• [The exercise] Tally how many lines hold the string "index". Your reply should be that number alone.

§

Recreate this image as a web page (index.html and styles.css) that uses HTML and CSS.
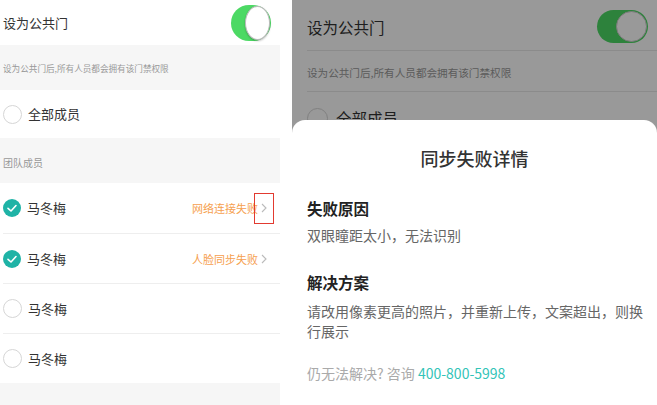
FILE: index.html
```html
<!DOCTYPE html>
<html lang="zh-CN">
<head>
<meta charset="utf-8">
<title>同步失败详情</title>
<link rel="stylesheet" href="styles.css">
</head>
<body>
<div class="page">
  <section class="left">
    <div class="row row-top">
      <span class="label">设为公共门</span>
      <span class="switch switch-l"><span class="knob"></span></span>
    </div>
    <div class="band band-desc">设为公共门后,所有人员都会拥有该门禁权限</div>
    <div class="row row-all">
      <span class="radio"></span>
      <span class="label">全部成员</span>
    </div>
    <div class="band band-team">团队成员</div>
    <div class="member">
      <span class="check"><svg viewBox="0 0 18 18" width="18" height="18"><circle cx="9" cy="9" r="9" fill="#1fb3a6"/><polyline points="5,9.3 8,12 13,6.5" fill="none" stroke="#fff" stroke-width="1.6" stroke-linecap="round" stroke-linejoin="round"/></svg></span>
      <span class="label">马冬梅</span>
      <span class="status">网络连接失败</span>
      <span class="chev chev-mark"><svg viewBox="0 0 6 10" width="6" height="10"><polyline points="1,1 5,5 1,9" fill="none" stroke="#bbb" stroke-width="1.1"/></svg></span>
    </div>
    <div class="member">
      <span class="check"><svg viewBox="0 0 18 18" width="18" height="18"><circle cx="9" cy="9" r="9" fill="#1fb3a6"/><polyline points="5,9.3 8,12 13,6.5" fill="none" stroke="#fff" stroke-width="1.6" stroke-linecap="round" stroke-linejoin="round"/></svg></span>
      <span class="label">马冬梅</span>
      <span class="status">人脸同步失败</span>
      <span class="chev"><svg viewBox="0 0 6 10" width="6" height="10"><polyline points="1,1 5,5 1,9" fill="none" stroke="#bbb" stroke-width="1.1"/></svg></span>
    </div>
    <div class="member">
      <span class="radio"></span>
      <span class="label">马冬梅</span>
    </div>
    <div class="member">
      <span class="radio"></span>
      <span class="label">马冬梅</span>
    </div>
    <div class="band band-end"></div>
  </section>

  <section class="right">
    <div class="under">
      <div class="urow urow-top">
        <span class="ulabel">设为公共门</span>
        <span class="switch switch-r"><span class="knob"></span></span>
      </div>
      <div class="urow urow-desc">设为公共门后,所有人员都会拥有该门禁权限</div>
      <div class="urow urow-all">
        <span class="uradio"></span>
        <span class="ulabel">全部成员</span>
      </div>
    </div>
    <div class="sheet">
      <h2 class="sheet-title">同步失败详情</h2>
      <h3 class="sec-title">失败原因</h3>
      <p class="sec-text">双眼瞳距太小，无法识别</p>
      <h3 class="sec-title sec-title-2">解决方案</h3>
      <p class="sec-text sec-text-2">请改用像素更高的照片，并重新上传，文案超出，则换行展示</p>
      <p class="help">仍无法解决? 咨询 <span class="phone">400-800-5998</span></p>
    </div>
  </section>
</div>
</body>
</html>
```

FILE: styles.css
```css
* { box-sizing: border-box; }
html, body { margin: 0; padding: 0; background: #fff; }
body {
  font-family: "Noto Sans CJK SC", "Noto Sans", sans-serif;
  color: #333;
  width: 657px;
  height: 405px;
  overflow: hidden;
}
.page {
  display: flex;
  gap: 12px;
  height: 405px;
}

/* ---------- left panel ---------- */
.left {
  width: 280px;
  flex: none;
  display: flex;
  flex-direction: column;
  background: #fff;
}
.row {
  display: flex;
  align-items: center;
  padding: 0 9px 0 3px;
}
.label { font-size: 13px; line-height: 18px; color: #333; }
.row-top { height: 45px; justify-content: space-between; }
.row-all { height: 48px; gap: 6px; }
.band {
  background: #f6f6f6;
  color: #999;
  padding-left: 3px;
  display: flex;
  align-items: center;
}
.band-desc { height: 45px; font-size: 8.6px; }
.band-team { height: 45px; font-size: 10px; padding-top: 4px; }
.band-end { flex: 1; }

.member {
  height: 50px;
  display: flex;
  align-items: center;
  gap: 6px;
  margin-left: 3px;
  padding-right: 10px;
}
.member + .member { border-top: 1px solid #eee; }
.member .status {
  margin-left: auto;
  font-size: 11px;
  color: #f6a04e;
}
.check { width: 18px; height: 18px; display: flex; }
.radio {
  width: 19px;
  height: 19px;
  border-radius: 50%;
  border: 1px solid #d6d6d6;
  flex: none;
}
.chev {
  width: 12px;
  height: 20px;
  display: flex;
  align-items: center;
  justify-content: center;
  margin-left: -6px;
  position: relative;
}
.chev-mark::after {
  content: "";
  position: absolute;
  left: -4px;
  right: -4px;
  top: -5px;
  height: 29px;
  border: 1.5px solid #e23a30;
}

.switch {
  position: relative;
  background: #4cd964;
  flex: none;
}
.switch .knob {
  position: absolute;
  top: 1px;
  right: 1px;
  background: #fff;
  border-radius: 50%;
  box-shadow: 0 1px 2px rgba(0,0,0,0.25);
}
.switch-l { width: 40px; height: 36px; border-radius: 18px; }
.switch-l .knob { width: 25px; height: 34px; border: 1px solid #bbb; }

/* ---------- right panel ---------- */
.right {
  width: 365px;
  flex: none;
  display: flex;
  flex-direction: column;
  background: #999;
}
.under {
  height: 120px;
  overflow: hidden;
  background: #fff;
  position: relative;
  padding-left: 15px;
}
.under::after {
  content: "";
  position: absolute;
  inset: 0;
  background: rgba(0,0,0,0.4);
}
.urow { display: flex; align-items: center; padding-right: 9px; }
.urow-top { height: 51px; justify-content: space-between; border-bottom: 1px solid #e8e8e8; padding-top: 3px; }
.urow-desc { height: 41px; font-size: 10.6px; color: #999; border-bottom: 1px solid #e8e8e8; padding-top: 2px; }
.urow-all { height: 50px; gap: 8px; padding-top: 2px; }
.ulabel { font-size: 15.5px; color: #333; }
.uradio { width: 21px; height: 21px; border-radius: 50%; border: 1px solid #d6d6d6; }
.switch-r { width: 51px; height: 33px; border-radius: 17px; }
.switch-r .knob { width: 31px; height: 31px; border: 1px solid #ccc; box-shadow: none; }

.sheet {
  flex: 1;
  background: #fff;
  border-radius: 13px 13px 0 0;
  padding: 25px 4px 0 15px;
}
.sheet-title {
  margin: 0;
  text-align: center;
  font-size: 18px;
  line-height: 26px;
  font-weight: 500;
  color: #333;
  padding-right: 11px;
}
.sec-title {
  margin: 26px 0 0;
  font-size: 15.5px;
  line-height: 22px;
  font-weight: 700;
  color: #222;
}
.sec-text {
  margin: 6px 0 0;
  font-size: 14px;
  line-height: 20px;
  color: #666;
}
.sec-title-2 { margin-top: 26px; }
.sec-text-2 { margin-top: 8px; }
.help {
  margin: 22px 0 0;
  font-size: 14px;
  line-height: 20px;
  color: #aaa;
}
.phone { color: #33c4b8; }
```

§

• [The answer] 2